September Jobs Report Exceeds Expectations with 119,000 New Jobs

September Jobs Report Exceeds Expectations with 119,000 New Jobs

2025-11-21 economy

Washington, D.C., Friday, 21 November 2025.
The September jobs report, delayed due to a government shutdown, reveals 119,000 new jobs, far surpassing forecasts of 50,000. Unemployment rose slightly to 4.4%, the highest since 2021.

Delayed Report and Its Immediate Impact

The release of the September jobs report on November 20, 2025, was delayed due to a prolonged government shutdown, which spanned nearly a month and a half. This delay resulted in the postponement of critical economic data, including the October jobs report, which will now be combined with November’s figures for a December release [9]. Despite the delay, the report’s insights into job gains and unemployment rates are pivotal for understanding the current economic climate [2][4].

In September, the U.S. economy added 119,000 new jobs, with significant contributions from the health care sector, which alone accounted for 43,000 jobs. The hospitality industry also showed resilience, adding 37,000 jobs, particularly in bars and restaurants [2][3]. However, sectors such as transportation and warehousing experienced declines, with a loss of 25,000 jobs. Meanwhile, the federal government shed 3,000 jobs, reflecting broader fiscal adjustments [2].

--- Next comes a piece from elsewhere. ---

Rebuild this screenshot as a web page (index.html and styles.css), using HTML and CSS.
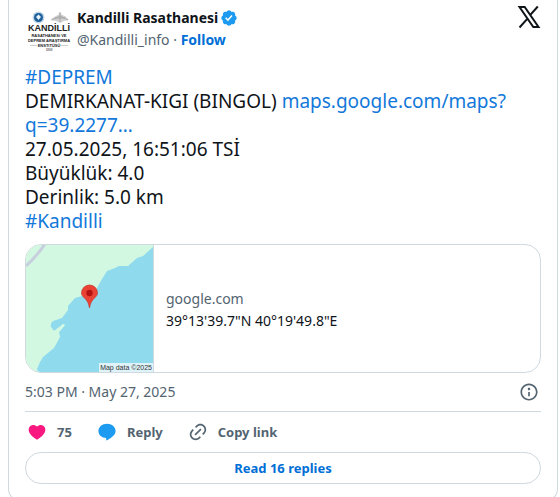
FILE: index.html
```
<!DOCTYPE html>
<html lang="tr">
<head>
    <meta charset="UTF-8">
    <meta name="viewport" content="width=device-width, initial-scale=1.0">
    <title>Kandilli Rasathanesi</title>
    <link rel="stylesheet" href="styles.css">
</head>
<body>
    <article class="tweet">
        <header class="tweet-header">
            <svg class="avatar" viewBox="0 0 48 48" role="img" aria-label="Kandilli">
                <circle cx="13.500" cy="12.500" r="6" fill="#c3d6e4"/>
                <circle cx="13.500" cy="12.500" r="4.500" fill="#1c5f9c"/>
                <path d="M11 12l2.500-2.500 2.500 2.500-2.500 3z" fill="#e8f3fa"/>
                <path d="M35 7l2 3 3 1 4 4-5 1-4 2-4-2-6-1 4-3 4-2z" fill="#d0d0d0"/>
                <path d="M35 7v10M30 13h10M27 15l8-4 8 4" fill="none" stroke="#929292" stroke-width=".6"/>
                <g text-anchor="middle" fill="#222">
                    <text x="24" y="26" class="logo-name">KANDİLLİ</text>
                    <text x="24" y="32" class="logo-line">RASATHANESİ VE</text>
                    <text x="24" y="37" class="logo-line">DEPREM ARAŞTIRMA</text>
                    <text x="24" y="42" class="logo-line">ENSTİTÜSÜ</text>
                    <text x="24" y="46" class="logo-year">1868</text>
                </g>
                <path d="M5 40.500h7M36 40.500h7" stroke="#999" stroke-width=".5"/>
            </svg>
            <div class="author">
                <div class="name">
                    <span>Kandilli Rasathanesi</span>
                    <svg class="verified" viewBox="0 0 22 22" aria-label="Verified account"><path fill="#1d9bf0" d="M20.396 11c-.018-.646-.215-1.275-.57-1.816-.354-.54-.852-.972-1.438-1.246.223-.607.27-1.264.14-1.897-.131-.634-.437-1.218-.882-1.687-.47-.445-1.053-.75-1.687-.882-.633-.13-1.290-.083-1.897.14-.273-.587-.704-1.086-1.245-1.440S11.647 1.620 11 1.604c-.646.017-1.273.213-1.813.568s-.969.854-1.240 1.440c-.608-.223-1.267-.272-1.902-.14-.635.130-1.220.436-1.690.882-.445.470-.749 1.055-.878 1.688-.130.633-.080 1.290.144 1.896-.587.274-1.087.705-1.443 1.245-.356.540-.555 1.170-.574 1.817.020.647.218 1.276.574 1.817.356.540.856.972 1.443 1.245-.224.606-.274 1.263-.144 1.896.130.634.433 1.218.877 1.688.470.443 1.054.747 1.687.878.633.132 1.290.084 1.897-.136.274.586.705 1.084 1.246 1.439.540.354 1.170.551 1.816.569.647-.016 1.276-.213 1.817-.567s.972-.854 1.245-1.440c.604.239 1.266.296 1.903.164.636-.132 1.220-.447 1.680-.907.460-.460.776-1.044.908-1.681s.075-1.299-.165-1.903c.586-.274 1.084-.705 1.439-1.246.354-.540.551-1.170.569-1.816zM9.662 14.850l-3.429-3.428 1.293-1.302 2.072 2.072 4.400-4.794 1.347 1.246z"/></svg>
                </div>
                <div class="handle">@Kandilli_info · <a class="follow" href="#">Follow</a></div>
            </div>
            <a class="x-logo" href="#" aria-label="View on X">
                <svg viewBox="0 0 24 24"><path fill="none" stroke="#0f1419" stroke-width="2" d="M2.500 2h5.200l13.800 20h-5.200zM20.800 1.500l-7.700 8.700M10.700 13.400L2.500 22.500"/></svg>
            </a>
        </header>

        <div class="tweet-text">
            <a href="#">#DEPREM</a><br>
            DEMIRKANAT-KIGI (BINGOL) <a href="#">maps.google.com/maps?<wbr>q=39.2277…</a><br>
            27.05.2025, 16:51:06 TSİ<br>
            Büyüklük: 4.0<br>
            Derinlik: 5.0 km<br>
            <a href="#">#Kandilli</a>
        </div>

        <a class="link-card" href="#">
            <div class="map">
                <svg viewBox="0 0 128 127" aria-hidden="true">
                    <rect width="128" height="127" fill="#d3f8e2"/>
                    <path d="M0 21Q10 12 19-1" fill="none" stroke="#c7cfdf" stroke-width="3"/>
                    <path d="M128 1L117 11L111 13L102 21H93L89 23L81 26L76 34L71 43L64 52L56 51L49 53L42 61V65L36 73L27 76Q24 78 25 82L28 86L37 79L39 80L33 87L34 92L28 103L17 112L14 117L11 124L12 127H128z" fill="#90daee"/>
                    <path d="M28 86L33 83L37 79L39 80L33 87z" fill="#d3f8e2"/>
                    <path d="M63.500 63c-1-5-2-7-5-10-2-2-3-3-3-5a8 8 0 0 1 16 0c0 2-1 3-3 5-3 3-4 5-5 10z" fill="#ea4335" stroke="#c5372c" stroke-width=".7"/>
                    <circle cx="63.500" cy="48" r="3.200" fill="#b31412"/>
                </svg>
                <span class="map-credit">Map data ©2025</span>
            </div>
            <div class="link-info">
                <span class="domain">google.com</span>
                <span>39°13'39.7"N 40°19'49.8"E</span>
            </div>
        </a>

        <div class="meta">
            <time datetime="2025-05-27T17:03">5:03 PM · May 27, 2025</time>
            <a class="info" href="#" aria-label="Info">
                <svg viewBox="0 0 24 24"><path fill="#536471" d="M13.500 8.500c0 .830-.670 1.500-1.500 1.500s-1.500-.670-1.500-1.500S11.170 7 12 7s1.500.670 1.500 1.500zM13 17v-5h-2v5h2zm-1 5.250c5.660 0 10.250-4.590 10.250-10.250S17.660 1.750 12 1.750 1.750 6.340 1.750 12 6.340 22.250 12 22.250zM20.250 12c0 4.560-3.690 8.250-8.250 8.250S3.750 16.560 3.750 12 7.440 3.750 12 3.750s8.250 3.690 8.250 8.250z"/></svg>
            </a>
        </div>

        <div class="actions">
            <button type="button">
                <svg viewBox="0 0 24 24"><path fill="#f91880" d="M20.884 13.190c-1.351 2.480-4.001 5.120-8.379 7.670l-.503.300-.504-.300c-4.379-2.550-7.029-5.190-8.382-7.670-1.360-2.500-1.410-4.860-.514-6.670.887-1.790 2.647-2.910 4.601-3.010 1.651-.090 3.368.560 4.798 2.010 1.429-1.450 3.146-2.100 4.796-2.010 1.954.100 3.714 1.220 4.601 3.010.896 1.810.846 4.170-.514 6.670z"/></svg>
                <span>75</span>
            </button>
            <button type="button">
                <svg viewBox="0 0 24 24"><path fill="#1d9bf0" d="M12 2C6.200 2 1.700 5.800 1.700 10.700c0 4.700 4.100 8.100 9.300 8.500v3.100c4.500-2.200 11.300-6.200 11.300-11.600C22.300 5.800 17.800 2 12 2z"/></svg>
                <span>Reply</span>
            </button>
            <button type="button">
                <svg viewBox="0 0 24 24"><path fill="#536471" d="M18.360 5.640c-1.950-1.960-5.110-1.960-7.070 0L9.880 7.050 8.460 5.640l1.420-1.420c2.730-2.730 7.160-2.730 9.900 0 2.730 2.740 2.730 7.170 0 9.900l-1.420 1.420-1.410-1.420 1.410-1.410c1.960-1.960 1.960-5.120 0-7.070zm-2.120 3.530l-7.070 7.070-1.410-1.410 7.070-7.070 1.410 1.410zm-12.020.710l1.420-1.420 1.410 1.420-1.410 1.410c-1.960 1.960-1.960 5.120 0 7.070 1.950 1.960 5.110 1.960 7.070 0l1.410-1.410 1.420 1.410-1.420 1.420c-2.730 2.730-7.160 2.730-9.900 0-2.730-2.740-2.730-7.170 0-9.900z"/></svg>
                <span>Copy link</span>
            </button>
        </div>

        <a class="replies" href="#">Read 16 replies</a>
    </article>
</body>
</html>
```
FILE: styles.css
```
* {
    box-sizing: border-box;
}
html {
    overflow: hidden;
}
body {
    margin: 0 2px 0 8px;
    background-color: #fff;
    color: #0f1419;
    font-family: "Noto Sans", "Open Sans", sans-serif;
    font-size: 14px;
    line-height: 20px;
}
a {
    color: #006fd6;
    text-decoration: none;
}
svg {
    display: block;
}
.tweet {
    max-width: 550px;
    padding: 5px 16px 16px;
    border: 1px solid #cfd9de;
    border-top: none;
    border-radius: 0 0 12px 12px;
}
.tweet-header {
    display: flex;
    align-items: flex-start;
}
.avatar {
    width: 48px;
    height: 48px;
    margin-right: 4px;
    font-family: "Liberation Sans", Arial, sans-serif;
}
.logo-name {
    font-size: 9px;
    font-weight: 700;
}
.logo-line {
    font-size: 4px;
    font-weight: 700;
}
.logo-year {
    font-size: 3px;
}
.author {
    flex: 1;
    padding-top: 2px;
    line-height: 22px;
}
.name {
    display: flex;
    align-items: center;
    gap: 2px;
    font-weight: 700;
}
.verified {
    width: 18px;
    height: 18px;
}
.handle {
    color: #536471;
}
.follow {
    font-weight: 700;
}
.x-logo svg {
    width: 24px;
    height: 24px;
}
.tweet-text {
    margin-top: 12px;
    font-size: 19px;
    line-height: 24px;
}
.tweet-text a {
    color: #1278da;
}
.link-card {
    display: flex;
    margin-top: 11px;
    border: 1px solid #cfd9de;
    border-radius: 16px;
    color: #0f1419;
    overflow: hidden;
}
.map {
    position: relative;
    width: 128px;
    border-right: 1px solid #cfd9de;
    overflow: hidden;
}
.map svg {
    width: 128px;
    height: 127px;
}
.map-credit {
    position: absolute;
    right: 0;
    bottom: 0;
    padding: 0 1px;
    background-color: rgba(255, 255, 255, 0.7);
    color: #333;
    font-family: "Liberation Sans", Arial, sans-serif;
    font-size: 7px;
    line-height: 9px;
}
.link-info {
    display: flex;
    flex: 1;
    flex-direction: column;
    justify-content: center;
    padding: 2px 12px 0;
    line-height: 22px;
}
.domain {
    color: #536471;
}
.meta {
    display: flex;
    align-items: center;
    justify-content: space-between;
    height: 39px;
    color: #536471;
    border-bottom: 1px solid #cfd9de;
}
.info svg {
    width: 20px;
    height: 20px;
    margin-right: 2px;
}
.actions {
    display: flex;
    gap: 25px;
    height: 40px;
    padding-left: 2px;
}
.actions button {
    display: flex;
    align-items: center;
    gap: 10px;
    padding: 0;
    border: none;
    background: none;
    color: #536471;
    font: inherit;
    font-size: 13px;
    font-weight: 700;
    cursor: pointer;
}
.actions svg {
    width: 20px;
    height: 20px;
}
.replies {
    display: block;
    border: 1px solid #cfd9de;
    border-radius: 16px;
    font-size: 13px;
    font-weight: 700;
    line-height: 30px;
    text-align: center;
}
```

Wage Growth and Unemployment Dynamics

Average hourly earnings rose by 0.2% in September, contributing to a year-over-year increase of 3.8%. Despite the job gains, the unemployment rate inched up to 4.4%, the highest since October 2021. This increase is attributed to a rise in the labor force participation rate, which reached 62.4%, reflecting more individuals actively seeking employment [2][3].

Economic Implications and Future Projections

The unexpected job gains in September have implications for future economic policies, particularly concerning the Federal Reserve’s interest rate decisions. The Federal Reserve is scheduled to meet in December 2025 to discuss these economic indicators and their potential impact on interest rates. The current data suggest that the likelihood of a rate cut has diminished, as the labor market shows signs of resilience despite previous concerns [3][5].